What is iron-deficiency anemia?
Red blood cells (erythrocytes) are the carriers of gas in the blood. Oxygen and carbon dioxide to a lesser extent are transported by attaching to these cells. The red blood cell’s main oxygen carrying structure is hemoglobin which is made up of iron among other components. Anemia is a condition where the number of red blood cells or hemoglobin is lower than normal. In iron-deficiency anemia, this is due to a deficiency of hemoglobin associated with low iron availability. The low oxygen supply also leads to less red blood cells being produced. Ultimately this decreases the oxygen-carrying capacity of the blood and leads to a host of associated signs and symptoms.
Causes of Iron-Deficiency Anemia
Iron-deficiency anemia is one of the most common types of anemia.There are several different causes and more than one risk factor may be present at the same time thereby contributing to this type of anemia.
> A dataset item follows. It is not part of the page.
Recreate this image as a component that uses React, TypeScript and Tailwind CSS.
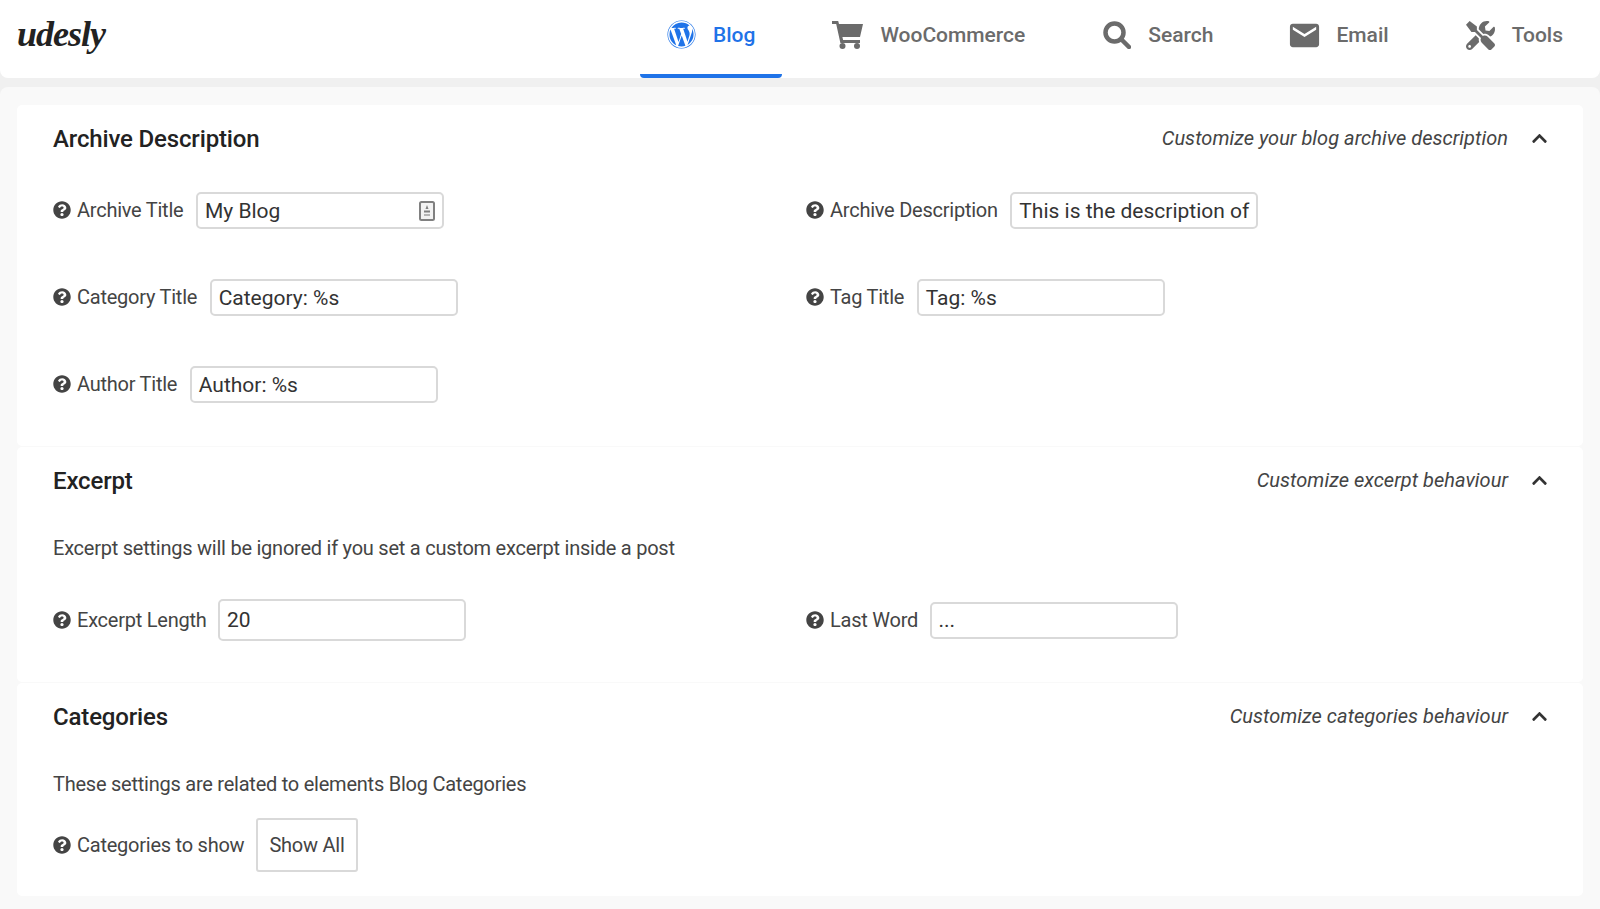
import { FaChevronUp, FaQuestionCircle, FaTools, FaWordpress } from "react-icons/fa";
import { MdEmail } from "react-icons/md";
import type { ReactNode } from "react";

function CartIcon() {
  return (
    <svg width="31" height="28" viewBox="0 0 31 28" fill="currentColor" className="shrink-0">
      <path d="M0 0h6.2l.8 3h24l-3 13H10.4l.7 3H28v3H8.4L4.2 3H0z" />
      <circle cx="10.5" cy="25" r="3" />
      <circle cx="25" cy="25" r="3" />
    </svg>
  );
}

function SearchIcon() {
  return (
    <svg width="28" height="28" viewBox="0 0 28 28" fill="none" stroke="currentColor">
      <circle cx="11.5" cy="11.5" r="9" strokeWidth="4.5" />
      <path d="M18.5 18.5L26 26" strokeWidth="4.5" strokeLinecap="round" />
    </svg>
  );
}

function NavTab({ icon, label, active }: { icon: ReactNode; label: string; active?: boolean }) {
  return (
    <div
      className={`flex h-[78px] items-center gap-[17px] border-b-4 px-[27px] pb-[2px] text-[21px] font-medium ${
        active ? "rounded-b-sm border-[#1f73e8] text-[#1f73e8]" : "border-transparent text-[#6b6b6b]"
      }`}
    >
      <span className="flex min-w-[29px] items-center justify-center pb-[2px] text-[29px]">{icon}</span>
      <span>{label}</span>
    </div>
  );
}

function Field({ label, value, addon, tall, tight }: { label: string; value: string; addon?: boolean; tall?: boolean; tight?: boolean }) {
  return (
    <div className="flex items-center">
      <FaQuestionCircle className={`mr-[6px] text-[18px] text-[#444444] ${tight ? "" : "-translate-y-px"}`} />
      <span className={`text-xl tracking-[-0.24px] text-[#444444] ${tight ? "mr-[11.5px]" : "mr-[12.5px] pb-[2px]"}`}>{label}</span>
      <div
        className={`flex w-[248px] items-center justify-between overflow-hidden rounded-[5px] border-2 border-[#d9d9d9] px-[7px] text-[21px] whitespace-nowrap text-[#333333] ${
          tall ? "h-[42px]" : "h-[37px]"
        }`}
      >
        <span className="pt-[2px]">{value}</span>
        {addon && (
          <svg width="16" height="20" viewBox="0 0 16 20" className="shrink-0">
            <rect x="1" y="1" width="14" height="18" rx="1.5" fill="#f2f2f2" stroke="#808080" strokeWidth="2" />
            <path d="M8 4l1.5 4h-3z" fill="#808080" />
            <path d="M5 9.5h6v2H5z" fill="#808080" />
            <path d="M5 13h6v2H5z" fill="#b5b5b5" />
          </svg>
        )}
      </div>
    </div>
  );
}

function Section({ title, hint, children }: { title: string; hint: string; children: ReactNode }) {
  return (
    <section className="rounded-[5px] bg-white px-9 pt-[19px]">
      <div className="flex h-[30px] items-center justify-between">
        <h2 className="text-2xl font-medium tracking-[-0.15px] text-[#222222]">{title}</h2>
        <div className="-mr-[2px] flex -translate-y-[1px] items-center gap-[23px] pr-[1px]">
          <span className="text-xl tracking-[0.03px] italic text-[#444444]">{hint}</span>
          <FaChevronUp className="text-[17px] text-[#333333]" />
        </div>
      </div>
      {children}
    </section>
  );
}

export default function App() {
  return (
    <div className="min-h-[909px] bg-[#f0f0f0] font-['Roboto',sans-serif]">
      <header className="flex h-[78px] items-start justify-between rounded-b-lg bg-white pr-[10px]">
        <div className="pl-[17px] pt-[12px] font-['Liberation_Serif',serif] text-[36px] leading-[44px] font-bold italic tracking-[-1px] text-[#222222]">
          udesly
        </div>
        <nav className="flex gap-[23px]">
          <NavTab icon={<FaWordpress className="-translate-y-px" />} label="Blog" active />
          <NavTab icon={<CartIcon />} label="WooCommerce" />
          <NavTab icon={<SearchIcon />} label="Search" />
          <NavTab icon={<MdEmail className="-mx-[3px] shrink-0 text-[35px]" />} label="Email" />
          <NavTab icon={<FaTools />} label="Tools" />
        </nav>
      </header>

      <main className="mt-[9px] flex min-h-[822px] flex-col gap-px rounded-t-lg bg-[#f9f9f9] px-[17px] pt-[18px] pb-3">
        <Section title="Archive Description" hint="Customize your blog archive description">
          <div className="mt-[38px] grid grid-cols-[753px_1fr] gap-y-[50px] pb-[43px]">
            <Field label="Archive Title" value="My Blog" addon />
            <Field label="Archive Description" value="This is the description of" />
            <Field label="Category Title" value="Category: %s" />
            <Field label="Tag Title" value="Tag: %s" />
            <Field label="Author Title" value="Author: %s" />
          </div>
        </Section>

        <Section title="Excerpt" hint="Customize excerpt behaviour">
          <p className="mt-[38px] text-xl tracking-[-0.24px] text-[#444444]">Excerpt settings will be ignored if you set a custom excerpt inside a post</p>
          <div className="mt-[37px] grid grid-cols-[753px_1fr] items-center pb-[41px]">
            <Field label="Excerpt Length" value="20" tall tight />
            <Field label="Last Word" value="..." tight />
          </div>
        </Section>

        <Section title="Categories" hint="Customize categories behaviour">
          <p className="mt-[38px] text-xl tracking-[-0.24px] text-[#444444]">These settings are related to elements Blog Categories</p>
          <div className="mt-[20px] flex items-center pb-[24px]">
            <FaQuestionCircle className="mr-[6px] text-[18px] text-[#444444]" />
            <span className="mr-3 text-xl tracking-[-0.24px] text-[#444444]">Categories to show</span>
            <div className="flex h-[54px] items-center rounded-[3px] border-2 border-[#d9d9d9] px-[11px] text-xl tracking-[-0.24px] text-[#444444]">Show All</div>
          </div>
        </Section>
      </main>
    </div>
  );
}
It is particularly common in young girls and women due to monthly blood loss associated with menstruation. This does not mean that every menstruating girl or women will have iron-deficiency anemia. It is more likely to occur in females with heavy and too frequent periods but it is not uncommon for some degree of iron-deficiency anemia to be present in most menstruating females. This may be due to an interplay of monthly blood loss with other factors discussed below.
If the iron loss is due to a slow recurring or constant bleed (chronic), the red blood cells that are produced may be smaller than normal. If there has been a sudden loss of blood and iron, the iron-deficiency anemia that may follow, if it does, will be fewer red blood cells of normal size. Apart from menses, the blood loss may also be due to gastrointestinal bleeding as may be seen with a bleeding peptic ulcer, inflammatory bowel disease, polyps in the bowel or colorectal cancer. Although there is no bleeding in pregnancy, iron-deficiency anemia may be a result of increased blood volume and the needs of the growing fetus which is dependent upon the mother’s stores.
A lack of iron may be associated with low iron intake. This dietary deficiency can occur for various reasons from eating disorders, to picky eating and malnutrition associated with poverty and neglect in children. These days many foods are fortified with iron to ensue a sufficient daily intake to prevent deficiency disorders such as iron-deficiency anemia. In children, dietary deficiency is one of the more common causes of iron-deficiency anemia. However, it is also a significant contributing factor in menstruating females, particularly those who are extremely weight conscious, partake in strict dieting or may have eating disorders. In conjunction with the monthly loss, even moderately poor eating habits can contribute to iron-deficiency anemia.
Some gastrointestinal diseases like celiac disease, can affect the intestine’s ability to absorb iron. If iron cannot be absorbed adequately, large consumption of iron-rich foods and even iron supplements will not be useful in combatting iron-deficiency anemia. There are theories, although not conclusively proven, that the fluctuations in the female hormones during the menstrual cycle may contribute to decreased iron absorption from the intestines rendering iron-rich foods and supplements ineffective in adequately treating iron-deficiency anemia in menstruating females.